WACAM, a community based human rights and environmental mining advocacy NGO yesterday donated 300 books to the Ghana Library Authority (GhLA) in Accra.
The books included 50 copies each of ‘Exploring Local Content Potentials in the Mining Oil and Gas Sector, Wacam Training Manual, Free Prior and Informed Consent in Ghana; A Study on Community Right and the Onshore Oil and Gas; A Study on Community Rights.
The rest which were written by the Executive Director of WACAM, Mr Daniel Owusu-Koranteng, included “Paying My Debt-Autobiography of Daniel Owusu-Koranteng and the Wanders Poem.”
Making the presentation, Mr Daniel Owusu-Korantengsaid “I have been a product of public library and have benefitted immensely while growing up since I loved to read which has helped me to be what I am today, hence it was imperative that I ‘pay my debt’ to my country.”
He emphasised the importance of reading saying it bettered one’s writing skills and made them a better writer and communicator in life.
“I promised myself that if I become a writer I will get back to where I got the writing culture from to at least pay my little debt to them. I would continue to write other books and as I do so I will continue to donate to the Ghana Library Authority,” he added.
The Executive Director of WACAM stressed that social media had become the enemy of today’s generation, taking them from reading books.
He said nothing could take away the existence of books not even the advent and prevalence of the internet in today’s world.
Mr Owusu-Koranteng, therefore, used the opportunity to admonish the youth to take reading seriously.
The Chief Executive Officer (CEO) of GhLA, Mr Hayford Siaw, received the books and expressed the Authority’s gratitude to WACAM and its Executive Director for the gesture.
He said the GhLAhad declared the year as the ‘Year of Books’ to raise awareness of the need to invest in increasing book stocks on the shelves of public libraries in the country for which reason donations such as these were relevant and timely.
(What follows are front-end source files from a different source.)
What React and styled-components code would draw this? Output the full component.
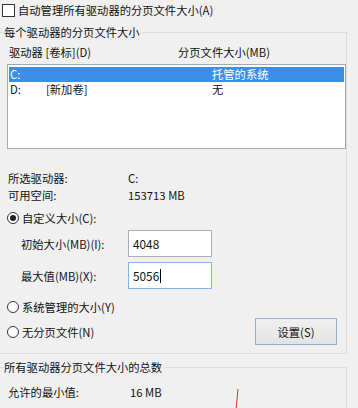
import React from 'react';
import styled, { createGlobalStyle } from 'styled-components';

const GlobalStyle = createGlobalStyle`
  html, body {
    margin: 0;
    padding: 0;
    background: #f0f0f0;
  }
  body {
    font-family: "Noto Sans CJK SC", "Noto Sans", sans-serif;
    font-size: 11.3px;
    color: #111;
  }
`;

export default function App() {
  return (
    <Page>
      <GlobalStyle />
      <CheckRow>
        <CheckBox />
        <span>自动管理所有驱动器的分页文件大小(A)</span>
      </CheckRow>

      <Group $top={7}>
        <Legend>每个驱动器的分页文件大小</Legend>
        <ListHeader>
          <span>驱动器 [卷标](D)</span>
          <span>分页文件大小(MB)</span>
        </ListHeader>
        <ListBox>
          <ListRow $selected>
            <span>C:</span>
            <span></span>
            <span>托管的系统</span>
          </ListRow>
          <ListRow>
            <span>D:</span>
            <span>[新加卷]</span>
            <span>无</span>
          </ListRow>
        </ListBox>

        <InfoRow $top={21}>
          <span>所选驱动器:</span>
          <span>C:</span>
        </InfoRow>
        <InfoRow $top={1}>
          <span>可用空间:</span>
          <span>153713 MB</span>
        </InfoRow>

        <RadioRow $top={7}>
          <Radio $checked />
          <span>自定义大小(C):</span>
        </RadioRow>
        <FieldRow $top={4}>
          <span>初始大小(MB)(I):</span>
          <TextBox>4048</TextBox>
        </FieldRow>
        <FieldRow $top={5}>
          <span>最大值(MB)(X):</span>
          <TextBox $focused>
            5056<Caret />
          </TextBox>
        </FieldRow>

        <RadioRow $top={10}>
          <Radio />
          <span>系统管理的大小(Y)</span>
        </RadioRow>
        <ActionRow>
          <RadioRow $top={0}>
            <Radio />
            <span>无分页文件(N)</span>
          </RadioRow>
          <Button>设置(S)</Button>
        </ActionRow>
      </Group>

      <Group $top={6} $bottom={20}>
        <Legend>所有驱动器分页文件大小的总数</Legend>
        <InfoRow $top={10} $col={122}>
          <span>允许的最小值:</span>
          <span>16 MB</span>
        </InfoRow>
      </Group>

      <Mark width="8" height="22" viewBox="0 0 8 22">
        <line x1="5" y1="1" x2="3" y2="22" stroke="#d0342c" strokeWidth="1" />
      </Mark>
    </Page>
  );
}

const Page = styled.div`
  position: relative;
  width: 358px;
  height: 408px;
  overflow: hidden;
  background: #f0f0f0;
`;

const CheckRow = styled.div`
  display: flex;
  align-items: center;
  gap: 3px;
  height: 15px;
  margin-top: 3px;
  padding-left: 2px;
  line-height: 15px;
`;

const CheckBox = styled.span`
  display: inline-block;
  box-sizing: border-box;
  width: 13px;
  height: 13px;
  border: 1px solid #333;
  background: #fff;
`;

const Group = styled.fieldset`
  box-sizing: border-box;
  width: 353px;
  margin: ${(p) => p.$top}px 0 0 -6px;
  padding: 0 0 ${(p) => p.$bottom ?? 8}px 9px;
  border: 1px solid #dcdcdc;
  min-width: 0;
`;

const Legend = styled.legend`
  padding: 0 3px 0 0;
  height: 14px;
  line-height: 14px;
`;

const ListHeader = styled.div`
  display: grid;
  grid-template-columns: 169px auto;
  height: 14px;
  line-height: 14px;
  margin-top: 6px;
  padding-left: 5px;
`;

const ListBox = styled.div`
  box-sizing: border-box;
  width: 339px;
  height: 85px;
  margin: 5px 0 0 3px;
  padding: 2px 1px 0 1px;
  border: 1px solid #a9a9a9;
  background: #fff;
`;

const ListRow = styled.div`
  display: grid;
  grid-template-columns: 36px 166px auto;
  height: 15px;
  line-height: 15px;
  padding-left: 1px;
  background: ${(p) => (p.$selected ? '#3d8ee9' : 'transparent')};
  color: ${(p) => (p.$selected ? '#fff' : '#111')};
`;

const InfoRow = styled.div`
  display: grid;
  grid-template-columns: ${(p) => p.$col ?? 120}px auto;
  height: 16px;
  line-height: 16px;
  margin-top: ${(p) => p.$top}px;
  padding-left: 4px;
`;

const RadioRow = styled.div`
  display: flex;
  align-items: center;
  gap: 3px;
  height: 16px;
  line-height: 16px;
  margin-top: ${(p) => p.$top}px;
  padding-left: 3px;
`;

const Radio = styled.span`
  position: relative;
  box-sizing: border-box;
  display: inline-block;
  width: 12px;
  height: 12px;
  border: 1px solid #333;
  border-radius: 50%;
  background: #fff;
  &::after {
    content: '';
    display: ${(p) => (p.$checked ? 'block' : 'none')};
    position: absolute;
    left: 2px;
    top: 2px;
    width: 6px;
    height: 6px;
    border-radius: 50%;
    background: #222;
  }
`;

const FieldRow = styled.div`
  display: grid;
  grid-template-columns: 107px 84px;
  align-items: center;
  height: 27px;
  margin-top: ${(p) => p.$top}px;
  padding-left: 17px;
`;

const TextBox = styled.div`
  box-sizing: border-box;
  display: flex;
  align-items: center;
  height: 27px;
  padding-left: 4px;
  border: 1px solid ${(p) => (p.$focused ? '#7eb4ea' : '#abadb3')};
  background: #fff;
  font-size: 11.8px;
`;

const Caret = styled.span`
  display: inline-block;
  width: 1px;
  height: 14px;
  margin-left: 1px;
  background: #000;
`;

const ActionRow = styled.div`
  display: flex;
  align-items: center;
  justify-content: space-between;
  height: 27px;
  margin-top: 3px;
  padding-right: 9px;
`;

const Button = styled.div`
  box-sizing: border-box;
  width: 82px;
  height: 27px;
  display: flex;
  align-items: center;
  justify-content: center;
  border: 1px solid #8fb0cf;
  background: linear-gradient(#f0f0f0, #e3e3e3);
`;

const Mark = styled.svg`
  position: absolute;
  left: 233px;
  top: 388px;
`;
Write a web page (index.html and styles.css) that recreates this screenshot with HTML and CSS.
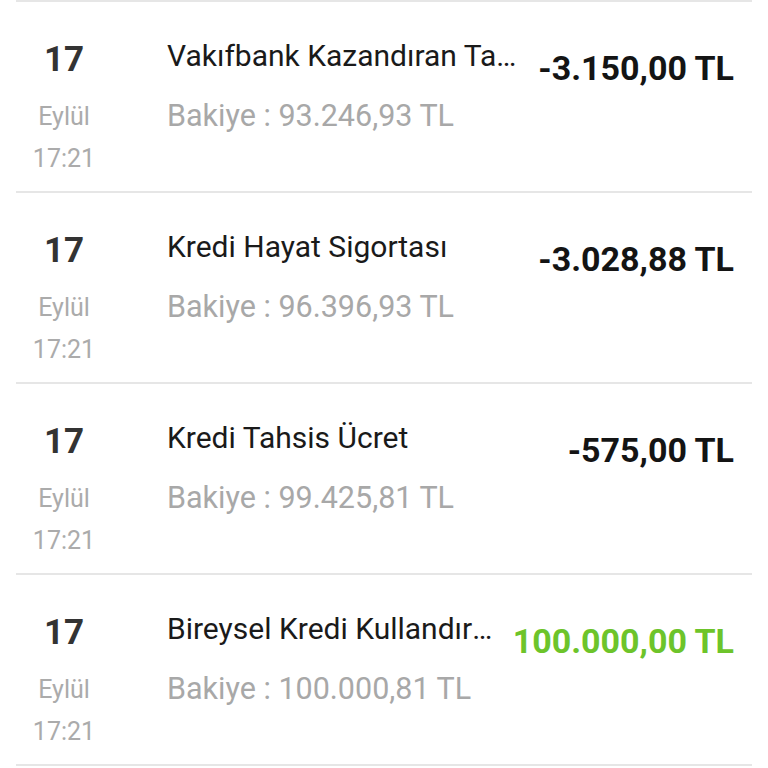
FILE: index.html
```html
<!DOCTYPE html>
<html lang="tr">
<head>
<meta charset="utf-8">
<title>Hesap Hareketleri</title>
<link rel="stylesheet" href="styles.css">
</head>
<body>
<ul class="list">
  <li class="row">
    <div class="date"><span class="day">17</span><span class="month">Eylül</span><span class="time">17:21</span></div>
    <div class="info"><span class="title">Vakıfbank Kazandıran Tarifeler Ücreti</span><span class="balance">Bakiye : 93.246,93 TL</span></div>
    <div class="amount">-3.150,00 TL</div>
  </li>
  <li class="row">
    <div class="date"><span class="day">17</span><span class="month">Eylül</span><span class="time">17:21</span></div>
    <div class="info"><span class="title">Kredi Hayat Sigortası</span><span class="balance">Bakiye : 96.396,93 TL</span></div>
    <div class="amount">-3.028,88 TL</div>
  </li>
  <li class="row">
    <div class="date"><span class="day">17</span><span class="month">Eylül</span><span class="time">17:21</span></div>
    <div class="info"><span class="title">Kredi Tahsis Ücret</span><span class="balance">Bakiye : 99.425,81 TL</span></div>
    <div class="amount">-575,00 TL</div>
  </li>
  <li class="row">
    <div class="date"><span class="day">17</span><span class="month">Eylül</span><span class="time">17:21</span></div>
    <div class="info"><span class="title">Bireysel Kredi Kullandırım</span><span class="balance">Bakiye : 100.000,81 TL</span></div>
    <div class="amount positive">100.000,00 TL</div>
  </li>
</ul>
</body>
</html>
```

FILE: styles.css
```css
html, body {
  margin: 0;
  padding: 0;
  background: #ffffff;
}

body {
  font-family: Roboto, "Liberation Sans", sans-serif;
  width: 768px;
  height: 768px;
  overflow: hidden;
}

.list {
  list-style: none;
  margin: 0 16px;
  padding: 0;
  border-top: 2px solid #e6e6e6;
}

.row {
  display: flex;
  align-items: flex-start;
  height: 189px;
  border-bottom: 2px solid #e6e6e6;
  padding: 0 18px 0 0;
}

.date {
  width: 96px;
  flex: none;
  display: flex;
  flex-direction: column;
  align-items: center;
  padding-top: 38px;
}

.day {
  font-size: 35px;
  line-height: 40px;
  font-weight: 700;
  color: #333333;
  margin-bottom: 16px;
}

.month, .time {
  font-size: 25px;
  line-height: 42px;
  color: #ababab;
}

.info {
  flex: 1;
  min-width: 0;
  display: flex;
  flex-direction: column;
  margin-left: 55px;
  padding-top: 24px;
}

.title {
  font-size: 30px;
  line-height: 60px;
  color: #1a1a1a;
  white-space: nowrap;
  overflow: hidden;
  text-overflow: ellipsis;
}

.balance {
  font-size: 30.5px;
  line-height: 60px;
  color: #a8a8a8;
  white-space: nowrap;
}

.amount {
  flex: none;
  margin-left: 20px;
  padding-top: 46px;
  font-size: 34px;
  line-height: 40px;
  font-weight: 700;
  color: #141414;
}

.amount.positive {
  color: #6dc42a;
}
```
Mr Siaw pointed out that if people who had benefitted from public libraries like Mr Owusu-Koranteng were giving back to the Authority, literacy would be promoted and library resources increased.
Reiterating that books would forever remain relevant, he charged other well-meaning individuals and corporate entities to assist the authority with more reading materials to enable it to extend its coverage to all parts of the country as far as the promotion of reading literacy was concerned.